Steps involved in the issue of prospectus and receiving the applications:


• Appointment of bankers
• Appointment of underwriters and brokers
• Securing of stock exchange quotations
• Public issue of shares
• Approval and filing of prospectus
• Publicity and issue of prospectus
• Receiving of applications
• Scrutiny of applications
• Sorting of applications
• Closure of application list
• Recording of applications
Allotment of shares
The application for shares by intending shareholders is an offer for the purchase of shares and when
accepted by company is known as allotment of shares. (Act of allotting, distributing and
appropriating shares of a company to particular persons).
Special provisions
• Registration and issue of prospectus
• Minimum subscription as disclosed in the prospectus
• Application money: the company must receive at least 5% of the nominal value of shares in
cash as application money.
• Application money to be deposited in the scheduled bank
• Refund of application money in specific cases
• Opening of subscription list
• Prospectus to be delivered to the Registrar

Compulsory listing of all public issues


It has been made compulsory for every public company which makes an issue to the public, to
arrange with one or more recognized stock exchanges to list its shares.
Transfer of shares
The shares in the company are movable property and they can be transferred in the manner
provided by the Articles of the company. Shares are the personal property of the shareholder and he
has power to transfer his shares. A transfer must be in writing, duly stamped and executed and
signed both by transferor and the transferee.

Transmission of shares
The transmission of shares signifies involuntary assignment of shares because in this case, property
in shares passes ‘not by act of the parties’ but by ‘operation of law’. For instance:
• On the insolvency of shareholder, property in shares passes on to his Official Receiver who
shall become entitled to the shares owned by the insolvent.
• On the death of the shareholder, the property in shares passes to his legal representatives
who shall become entitled to shares owned by the deceased.

Lien on shares
A lien is the right to retain possession of a thing until a claim is satisfied. In case of a company, lien
on a share means that a member would not be permitted to transfer his shares unless he pays his
debt to the company. The Articles provide that the company shall have a first lien of the shares of
each member for his debts and liabilities to the company.
The death of the shareholder does not destroy the lien.
The company can enforce its lien on shares by the sale of those shares in case the member defaults
in payment of the amount due against him.

Surrender of shares
The Companies Act does not provide for surrender of shares.
Shares are said to be surrendered when they are voluntarily given up.
The Articles of a company may authorize the directors to accept surrender of shares.
Surrender of shares is valid where it is done to relieve the company from going through the formality
of forfeiture of shares and the shareholder is willing to surrender the shares.

Forfeiture of shares
A company has no inherent power to forfeit shares.
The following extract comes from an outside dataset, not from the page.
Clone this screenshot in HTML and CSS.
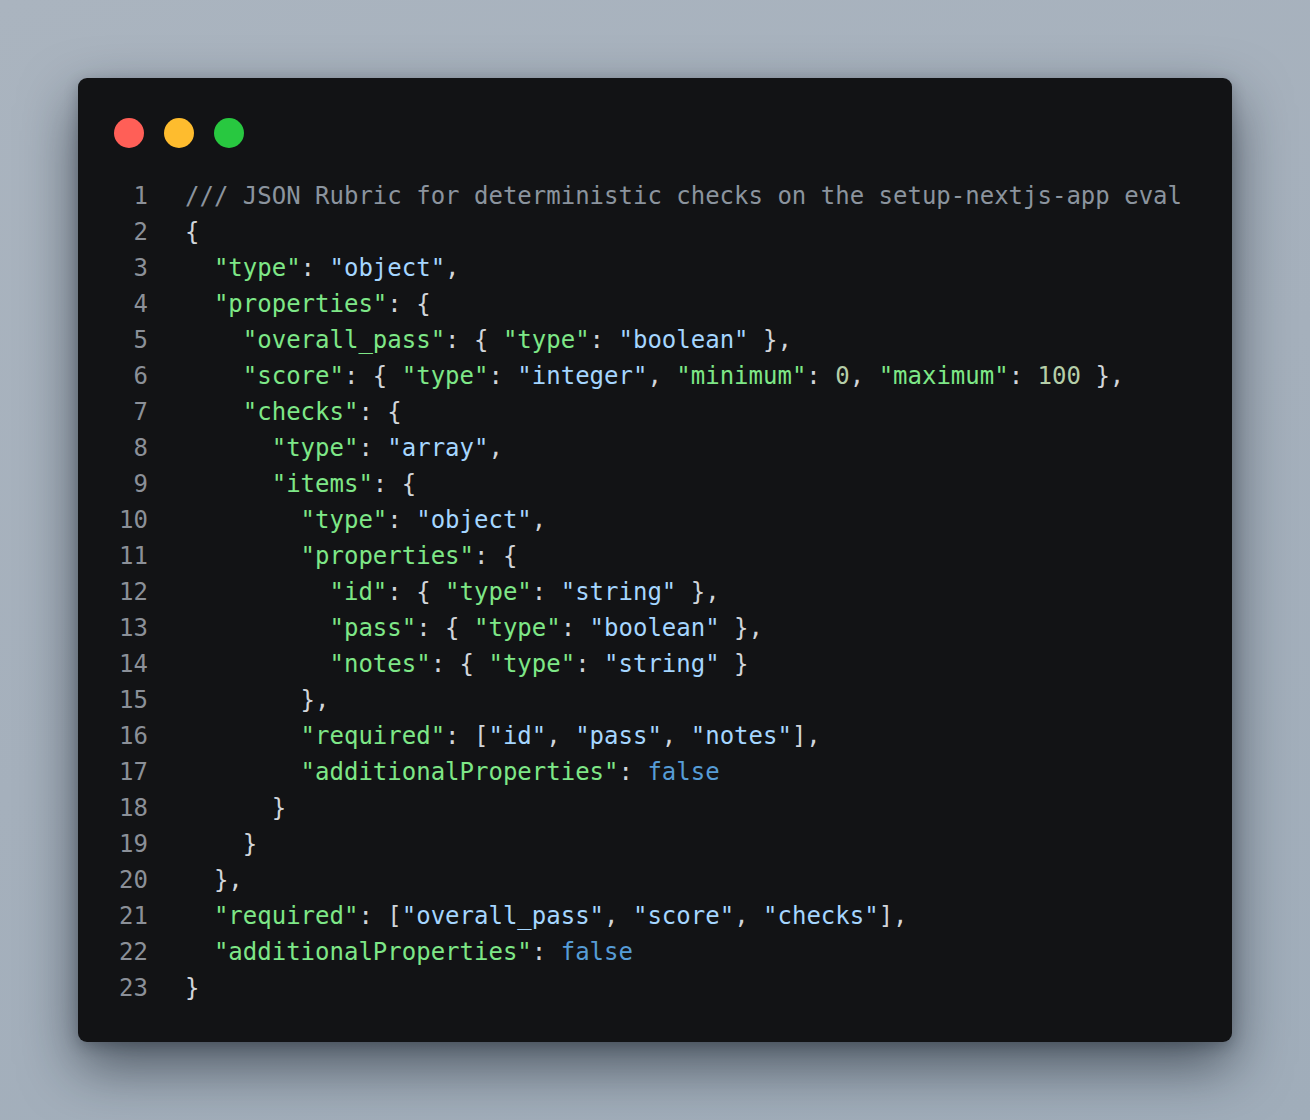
FILE: index.html
```html
<!DOCTYPE html>
<html>
<head>
<meta charset="utf-8">
<link rel="stylesheet" href="styles.css">
</head>
<body>
<div class="window">
  <div class="dots">
    <span class="dot red"></span>
    <span class="dot yellow"></span>
    <span class="dot green"></span>
  </div>
  <div class="code">
    <div class="line"><span class="ln">1</span><span class="src"><span class="c">/// JSON Rubric for deterministic checks on the setup-nextjs-app eval</span></span></div>
    <div class="line"><span class="ln">2</span><span class="src">{</span></div>
    <div class="line"><span class="ln">3</span><span class="src">  <span class="k">"type"</span>: <span class="s">"object"</span>,</span></div>
    <div class="line"><span class="ln">4</span><span class="src">  <span class="k">"properties"</span>: {</span></div>
    <div class="line"><span class="ln">5</span><span class="src">    <span class="k">"overall_pass"</span>: { <span class="k">"type"</span>: <span class="s">"boolean"</span> },</span></div>
    <div class="line"><span class="ln">6</span><span class="src">    <span class="k">"score"</span>: { <span class="k">"type"</span>: <span class="s">"integer"</span>, <span class="k">"minimum"</span>: <span class="n">0</span>, <span class="k">"maximum"</span>: <span class="n">100</span> },</span></div>
    <div class="line"><span class="ln">7</span><span class="src">    <span class="k">"checks"</span>: {</span></div>
    <div class="line"><span class="ln">8</span><span class="src">      <span class="k">"type"</span>: <span class="s">"array"</span>,</span></div>
    <div class="line"><span class="ln">9</span><span class="src">      <span class="k">"items"</span>: {</span></div>
    <div class="line"><span class="ln">10</span><span class="src">        <span class="k">"type"</span>: <span class="s">"object"</span>,</span></div>
    <div class="line"><span class="ln">11</span><span class="src">        <span class="k">"properties"</span>: {</span></div>
    <div class="line"><span class="ln">12</span><span class="src">          <span class="k">"id"</span>: { <span class="k">"type"</span>: <span class="s">"string"</span> },</span></div>
    <div class="line"><span class="ln">13</span><span class="src">          <span class="k">"pass"</span>: { <span class="k">"type"</span>: <span class="s">"boolean"</span> },</span></div>
    <div class="line"><span class="ln">14</span><span class="src">          <span class="k">"notes"</span>: { <span class="k">"type"</span>: <span class="s">"string"</span> }</span></div>
    <div class="line"><span class="ln">15</span><span class="src">        },</span></div>
    <div class="line"><span class="ln">16</span><span class="src">        <span class="k">"required"</span>: [<span class="s">"id"</span>, <span class="s">"pass"</span>, <span class="s">"notes"</span>],</span></div>
    <div class="line"><span class="ln">17</span><span class="src">        <span class="k">"additionalProperties"</span>: <span class="b">false</span></span></div>
    <div class="line"><span class="ln">18</span><span class="src">      }</span></div>
    <div class="line"><span class="ln">19</span><span class="src">    }</span></div>
    <div class="line"><span class="ln">20</span><span class="src">  },</span></div>
    <div class="line"><span class="ln">21</span><span class="src">  <span class="k">"required"</span>: [<span class="s">"overall_pass"</span>, <span class="s">"score"</span>, <span class="s">"checks"</span>],</span></div>
    <div class="line"><span class="ln">22</span><span class="src">  <span class="k">"additionalProperties"</span>: <span class="b">false</span></span></div>
    <div class="line"><span class="ln">23</span><span class="src">}</span></div>
  </div>
</div>
</body>
</html>
```
FILE: styles.css
```css
html, body {
  margin: 0;
  padding: 0;
}
body {
  width: 1310px;
  height: 1120px;
  background: linear-gradient(160deg, #aab4bf 0%, #a5b0bc 50%, #a0adba 100%);
  padding: 78px 78px 0 78px;
  box-sizing: border-box;
}
.window {
  width: 1154px;
  height: 964px;
  box-sizing: border-box;
  background: #121315;
  border-radius: 9px;
  padding: 40px 36px 0 36px;
  box-shadow: 0 24px 56px rgba(20, 28, 38, 0.6), 0 4px 14px rgba(20, 28, 38, 0.25);
}
.dots {
  display: flex;
  gap: 20px;
  height: 30px;
}
.dot {
  width: 30px;
  height: 30px;
  border-radius: 50%;
  display: block;
}
.red { background: #ff5f57; }
.yellow { background: #febc2e; }
.green { background: #28c840; }
.code {
  margin-top: 30px;
  padding-left: 5px;
  font-family: "DejaVu Sans Mono", "Liberation Mono", monospace;
  font-size: 24px;
  line-height: 36px;
  color: #d1d5da;
}
.line {
  display: flex;
  white-space: pre;
}
.ln {
  width: 29px;
  text-align: right;
  color: #8b9098;
  margin-right: 37px;
  flex: none;
}
.src { white-space: pre; }
.c { color: #8b949e; }
.k { color: #7ee787; }
.s { color: #a5d6ff; }
.n { color: #b5cea8; }
.b { color: #569cd6; }
```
The power to forfeit shares must be contained
in the Articles.
Whereas shareholder fails to pay the amount due on call, the directors may, if so authorized by the
Articles, forfeit his shares.
Purchase by a company of its own shares (Section 77)
A company limited by shares or a company limited by guarantee having a share capital cannot buy
its own shares except when the share capital of the company is reduced in pursuance of section 100-
104 or where shares are to be purchased for prevention of oppression and mismanagement under
section 407 of the Companies Act.
Buying its own shares by a company means a permanent reduction of capital without sanction of the
court which is ultra-vires of the Act.
A company shall not give loan or financial assistance or guarantee directly or indirectly for acquiring
its own shares or the shares of holding company.

Employees Stock Option Scheme


Employees stock option plan commonly referred to as ESOP is an employee-owner method that
provides a company’s workforce with an ownership interest in the company. The option granted
under the plan confers a right but not an obligation on the employee.
Stock options are subject to vesting, requiring continued service over a specified period of time.
Extending benefits through ESOPs is like creating a win-win situation for both the employer and the
employee.

Debentures
According to Section 2(30) of the Companies Act, 2013, “debenture includes debenture stock, bonds
and any other securities of a company whether constituting a charge on the assets of the company
or not”.
The term debenture refers to an instrument under the common seal of the company acknowledging
the debt due by the company to the holders of the debenture. It also contains an undertaking to
repay the debt at a specified date or at the option of the company. The terms of the issue of
debenture stipulates for the payment of interest at the specified rate payable at specified intervals.

Listing of shares
A stock exchange does not deal in the securities of all companies. Only those securities that are
listed can be bought and sold at the stock exchange. For the purpose of listing of securities, a
company has to apply to the stock exchange. The stock exchange after receiving the application will
decide whether to list the securities of the company or not. If permission is granted by the stock
exchange to deal in the securities therein, then such a company is included in the official trade list of
the stock exchange. This is known as ‘listing of securities’.

Membership of a Company

Section 55: “Member”, in relation to a company, means—


 The subscriber to the memorandum of the company who shall be deemed to have
agreed to become member of the company, and on its registration, shall be entered as
member in its register of members;
 Every other person who agrees in writing to become a member of the company and
whose name is entered in the register of members of the company;
 Every person holding shares of the company and whose name is entered as a beneficial
owner in the records of a depository;
 The general rule is that any person who is competent to contract may become a
member. A contract to purchase shares is like any other contract and other contracting
parties must be competent to enter into the contract. The provision of the Indian
Contract Act 1872 regarding the person who can contract would apply.